I was on the London Underground earlier this week when a woman got on at Archway station. She walked through the carriage, placing packets of tissues on the seats between passengers, with a note that read: “I’m a homeless mother of two children and need to support myself.”
My reactions were, in order:
1) You’re probably Romanian.
2) You probably stole those tissues.
3) You probably don’t have children.
4) If I wanted tissues, I’d probably go to Boots.
To the best of my knowledge I’ve never uttered a racist remark in my life. Perish the thought.
But, later that day, as I blew my nose on a silky Kleenex (50p is a bargain to avoid an awkward silence), I thought of recent occasions when my mouth would have disowned my mind if it knew what it was thinking.
According to a recent British Social Attitudes Survey, one in three of us admits to being racist on some level. So it’s fair to assume my issues with tissues places me squarely in that shameful third.
And I don’t doubt one in three of my fellow Tube passengers – which included an “Essex chav”, a “white van man”, an “estate agent” and a “single mum” (we shameful third subconciously categorise everyone) – were thinking the very same thing.
Who, after all, while politely minding their business on a rush-hour Tube train, looks up from their newspaper and thinks: “How delightful. A beggar!” My train shame throws into sharp focus where the battle lines against bigotry are really drawn. They are certainly not against the “boo hiss!” goons of the BNP. Those pantomime baddies are a clear and present danger.

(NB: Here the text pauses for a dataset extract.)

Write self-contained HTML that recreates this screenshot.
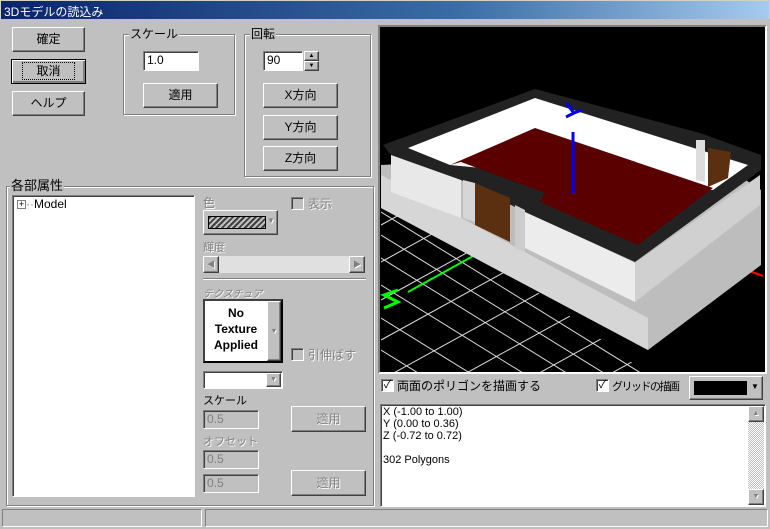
<!DOCTYPE html>
<html><head><meta charset="utf-8"><style>
*{box-sizing:border-box;margin:0;padding:0}
html{overflow:hidden;height:529px}
body{width:770px;height:529px;background:#c0c0c0;font-family:"Liberation Sans","Noto Sans CJK JP",sans-serif;font-size:12px;position:relative;overflow:hidden;color:#000}
.a{position:absolute}
.title{left:0;top:0;width:770px;height:19px;background:linear-gradient(90deg,#0a246a,#3a6ea5 60%,#a6caf0);color:#fff;font-size:12px;padding:2px 3px;border:1px solid #d4d0c8;border-bottom:none}
.btn{position:absolute;background:#c0c0c0;border:1px solid;border-color:#fff #404040 #404040 #fff;box-shadow:inset -1px -1px #808080;text-align:center;font-size:12px}
.dis{color:#808080;text-shadow:1px 1px #fff}
.grp{position:absolute;border:1px solid #808080;box-shadow:1px 1px #fff,inset 1px 1px #fff}
.lg{position:absolute;background:#c0c0c0;padding:0 1px;font-size:12px;top:-8px;left:6px;line-height:14px}
.edit{position:absolute;background:#fff;border:1px solid;border-color:#808080 #fff #fff #808080;box-shadow:inset 1px 1px #404040;font-size:12px;padding:2px 3px;line-height:13px;overflow:hidden}
.edit.d{background:#c0c0c0;color:#808080}
.cb{position:absolute;width:13px;height:13px;background:#fff;border:1px solid;border-color:#808080 #fff #fff #808080;box-shadow:inset 1px 1px #404040;font-size:11px;line-height:10px;text-align:center}
</style></head><body>
<div class="a title">3Dモデルの読込み</div>
<div class="btn" style="left:12px;top:27px;width:73px;height:25px;line-height:23px">確定</div>
<div class="btn" style="left:11px;top:59px;width:75px;height:25px;line-height:22px;border:1px solid #000;box-shadow:inset 1px 1px #fff,inset -2px -2px #808080"><span style="outline:1px dotted #000;padding:1px 13px">取消</span></div>
<div class="btn" style="left:12px;top:91px;width:73px;height:25px;line-height:23px">ヘルプ</div>

<div class="grp" style="left:123px;top:34px;width:112px;height:81px"><div class="lg" style="left:5px">スケール</div></div>
<div class="edit" style="left:143px;top:51px;width:56px;height:20px">1.0</div>
<div class="btn" style="left:143px;top:83px;width:75px;height:25px;line-height:23px">適用</div>

<div class="grp" style="left:244px;top:34px;width:127px;height:143px"><div class="lg" style="left:5px">回転</div></div>
<div class="edit" style="left:263px;top:51px;width:40px;height:20px">90</div>
<div class="btn" style="left:304px;top:51px;width:15px;height:10px;font-size:6px;line-height:8px">▲</div>
<div class="btn" style="left:304px;top:61px;width:15px;height:10px;font-size:6px;line-height:8px">▼</div>
<div class="btn" style="left:263px;top:83px;width:75px;height:25px;line-height:23px">X方向</div>
<div class="btn" style="left:263px;top:115px;width:75px;height:25px;line-height:23px">Y方向</div>
<div class="btn" style="left:263px;top:146px;width:75px;height:25px;line-height:23px">Z方向</div>

<div class="grp" style="left:6px;top:186px;width:368px;height:320px"><div class="lg" style="left:3px;font-size:13px">各部属性</div></div>
<div class="edit" style="left:12px;top:195px;width:183px;height:302px;padding:2px 4px"><span style="display:inline-block;width:9px;height:9px;border:1px solid #808080;font-size:9px;line-height:6px;text-align:center;vertical-align:middle">+</span><span style="color:#808080">··</span>Model</div>

<div class="a dis" style="left:203px;top:194px">色</div>
<div class="btn" style="left:203px;top:210px;width:75px;height:25px;box-shadow:inset -1px -1px #808080"><div class="a" style="left:4px;top:5px;width:58px;height:13px;border:1px solid #000;background:repeating-linear-gradient(135deg,#404040 0 2px,#c0c0c0 2px 4px)"></div><span class="a dis" style="left:63px;top:5px;font-size:8px">▼</span></div>
<div class="cb" style="left:291px;top:197px;background:#c0c0c0"></div>
<div class="a dis" style="left:308px;top:195px">表示</div>
<div class="a dis" style="left:203px;top:239px;font-size:11px">輝度</div>
<div class="a" style="left:203px;top:256px;width:162px;height:17px;background:#e0e0e0"></div>
<div class="btn dis" style="left:203px;top:256px;width:16px;height:17px;font-size:8px;line-height:15px">◀</div>
<div class="btn dis" style="left:349px;top:256px;width:16px;height:17px;font-size:8px;line-height:15px">▶</div>
<div class="a" style="left:203px;top:278px;width:163px;height:2px;border-top:1px solid #808080;border-bottom:1px solid #fff"></div>
<div class="a dis" style="left:203px;top:285px;font-size:10px;font-style:italic">テクスチュア</div>
<div class="a" style="left:203px;top:299px;width:80px;height:64px;background:#fff;border:2px solid #000;border-color:#404040 #000 #000 #404040"><div style="position:absolute;left:0;top:4px;width:62px;text-align:center;font-weight:bold;font-size:12px;line-height:16px">No<br>Texture<br>Applied</div><div class="btn dis" style="left:62px;top:0;width:14px;height:60px;font-size:7px;line-height:60px">▼</div></div>
<div class="cb" style="left:291px;top:348px;background:#c0c0c0"></div>
<div class="a dis" style="left:308px;top:346px">引伸ばす</div>
<div class="edit" style="left:203px;top:371px;width:80px;height:18px"><div class="btn dis" style="left:62px;top:1px;width:15px;height:14px;font-size:7px;line-height:12px">▼</div></div>
<div class="a" style="left:203px;top:392px;font-size:11px">スケール</div>
<div class="edit d" style="left:203px;top:410px;width:56px;height:19px">0.5</div>
<div class="btn dis" style="left:291px;top:406px;width:75px;height:26px;line-height:24px">適用</div>
<div class="a dis" style="left:203px;top:433px;font-size:11px">オフセット</div>
<div class="edit d" style="left:203px;top:450px;width:56px;height:19px">0.5</div>
<div class="edit d" style="left:203px;top:474px;width:56px;height:19px">0.5</div>
<div class="btn dis" style="left:291px;top:470px;width:75px;height:26px;line-height:24px">適用</div>

<div class="a" style="left:378px;top:25px;width:389px;height:349px;border:2px solid;border-color:#808080 #fff #fff #808080;background:#000;overflow:hidden">
<svg width="385" height="345" viewBox="380 27 385 345" style="display:block">
<defs><clipPath id="g"><polygon points="381,200 478,248 645,372 381,372"/></clipPath></defs>
<g stroke="#ddd" stroke-width="1" clip-path="url(#g)">
<line x1="381" y1="190" x2="770" y2="431"/><line x1="381" y1="212" x2="770" y2="453"/><line x1="381" y1="235" x2="770" y2="476"/><line x1="381" y1="258" x2="770" y2="499"/><line x1="381" y1="285" x2="770" y2="526"/><line x1="381" y1="318" x2="770" y2="559"/><line x1="381" y1="350" x2="770" y2="591"/>
<line x1="381" y1="225" x2="770" y2="11"/><line x1="381" y1="262" x2="770" y2="48"/><line x1="381" y1="300" x2="770" y2="86"/><line x1="381" y1="340" x2="770" y2="126"/><line x1="381" y1="380" x2="770" y2="166"/><line x1="381" y1="420" x2="770" y2="206"/><line x1="381" y1="460" x2="770" y2="246"/><line x1="381" y1="500" x2="770" y2="286"/>
</g>
<line x1="475" y1="255" x2="408" y2="292" stroke="#0f0" stroke-width="2"/>
<path d="M398 290 l-14 5 14 7 -14 6" stroke="#0f0" stroke-width="3" fill="none"/>
<line x1="741" y1="268" x2="763" y2="276" stroke="#f00" stroke-width="2"/>
<polygon points="381,165 381,208 648,350 761,265 761,190 700,150" fill="#bdbdbd"/>
<polygon points="381,175 381,208 648,350 648,318" fill="#d6d6d6"/>
<polygon points="391,153 461,178 461,218 391,192" fill="#e8e8e8"/>
<polygon points="525,210 635,263 635,302 525,248" fill="#ececec"/>
<polygon points="635,263 760,175 760,205 635,302" fill="#d0d0d0"/>
<polygon points="383,145 535,89 700,133 761,155 761,170 635,262 525,212 461,180 391,155" fill="#222"/>
<polygon points="408,148 535,98 748,165 713,190 450,165" fill="#fff"/>
<polygon points="450,165 535,128 713,188 638,245 540,202 545,193 461,162" fill="#5a0000"/>
<polygon points="696,140 705,140 705,182 696,180" fill="#ddd"/>
<polygon points="708,148 731,152 728,178 708,187" fill="#5a3010"/>
<polygon points="463,180 475,183 475,222 463,218" fill="#d6d6d6"/>
<polygon points="475,183 510,198 510,242 475,225" fill="#5a3010"/>
<polygon points="515,205 525,210 525,252 515,248" fill="#ccc"/>
<line x1="573" y1="132" x2="573" y2="193" stroke="#00f" stroke-width="3"/>
<path d="M566 103 l8 10 8 -3 M574 113 l-8 4" stroke="#00f" stroke-width="3" fill="none"/>
</svg></div>

<div class="cb" style="left:381px;top:379px">✓</div>
<div class="a" style="left:397px;top:377px">両面のポリゴンを描画する</div>
<div class="cb" style="left:596px;top:379px">✓</div>
<div class="a" style="left:612px;top:378px;font-size:11px;letter-spacing:-1.5px">グリッドの描画</div>
<div class="btn" style="left:689px;top:376px;width:74px;height:24px"><div class="a" style="left:4px;top:4px;width:53px;height:14px;background:#000"></div><span class="a" style="left:61px;top:5px;font-size:8px">▼</span></div>
<div class="edit" style="left:380px;top:404px;width:386px;height:103px;padding:1px 2px;line-height:12px;font-size:11px">X (-1.00 to 1.00)<br>Y (0.00 to 0.36)<br>Z (-0.72 to 0.72)<br><br>302 Polygons
<div class="a" style="right:1px;top:1px;width:16px;height:99px;background:repeating-conic-gradient(#c0c0c0 0 25%,#fff 0 50%) 0 0/2px 2px"></div>
<div class="btn dis" style="right:1px;top:1px;width:16px;height:16px;font-size:7px;line-height:14px">▲</div>
<div class="btn dis" style="right:1px;top:84px;width:16px;height:16px;font-size:7px;line-height:14px">▼</div></div>

<div class="a" style="left:2px;top:509px;width:200px;height:18px;border:1px solid;border-color:#808080 #fff #fff #808080"></div>
<div class="a" style="left:205px;top:509px;width:563px;height:18px;border:1px solid;border-color:#808080 #fff #fff #808080"></div>
</body></html>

More worrying is the unspoken prejudice that informs our interactions with each other. Those knee-jerk reactions that makes us judge each another – but never ourselves for harbouring such thoughts. We are experts at sweeping our gut reactions under the carpet. Yet they register loud and clear between our ears.
What did you really think when Nigel Farage said he’d feel “uncomfortable” if Romanians moved in next door? Or read in the Daily Mail that immigrants have cost Britain £140billion? Or watched another news report on immigrants putting a strain on housing, schools and jobs?
Did you catch wonder why spongers who can’t make a living in their own poor country come over here to live off the contributions of hardworking British people? Why wouldn’t you?
After all, the media tells us that immigrants are only here for our taxes. Heck, there’s is even a term for them: “Benefits tourists”.
It’s not just immigrants. Any sub-culture outside the homogenous group we perceive ourselves to be a paid up member of is fair game for our subconscious. The more you hear the classic Avenue Q song Everyone’s A Little Bit Racist, the more it sounds as profound as anything Martin Luther King had to say.
Of course, occasionally our mouths reveal our mindsets. Jeremy Clarkson again proved himself to be someone to avoid sitting next to at a dinner party with his “Eeny, meeny, miny, moe” apparent use of the ‘N-word’ while filming Top Gear.
One Direction’s Louis Tomlinson was recently caught using an abbreviation of the ‘N-word’ on video. And footage emerged last week of Justin Bieber singing, an ‘N-word’ parody of his hit One Less Lonely Girl – the second racist video of the singer to emerge. Judging people is a vital survival skill we teach our children.
But the path between judgment and prejudice can be treacherous. Britain in 2014 is a safe and tolerant place to be. But the British Social Attitudes Survey should serve as a wake-up call to us all.
Latent, rather than blatant, prejudice bubbles beneath the surface of modern Britain. Jews perhaps know this more than most. If we remain blind to our worst instincts and their dreadful consequences, we lose the battle at precisely the point where it needs to be won.
The next step is to change our thinking long before the words start spilling out our mouths.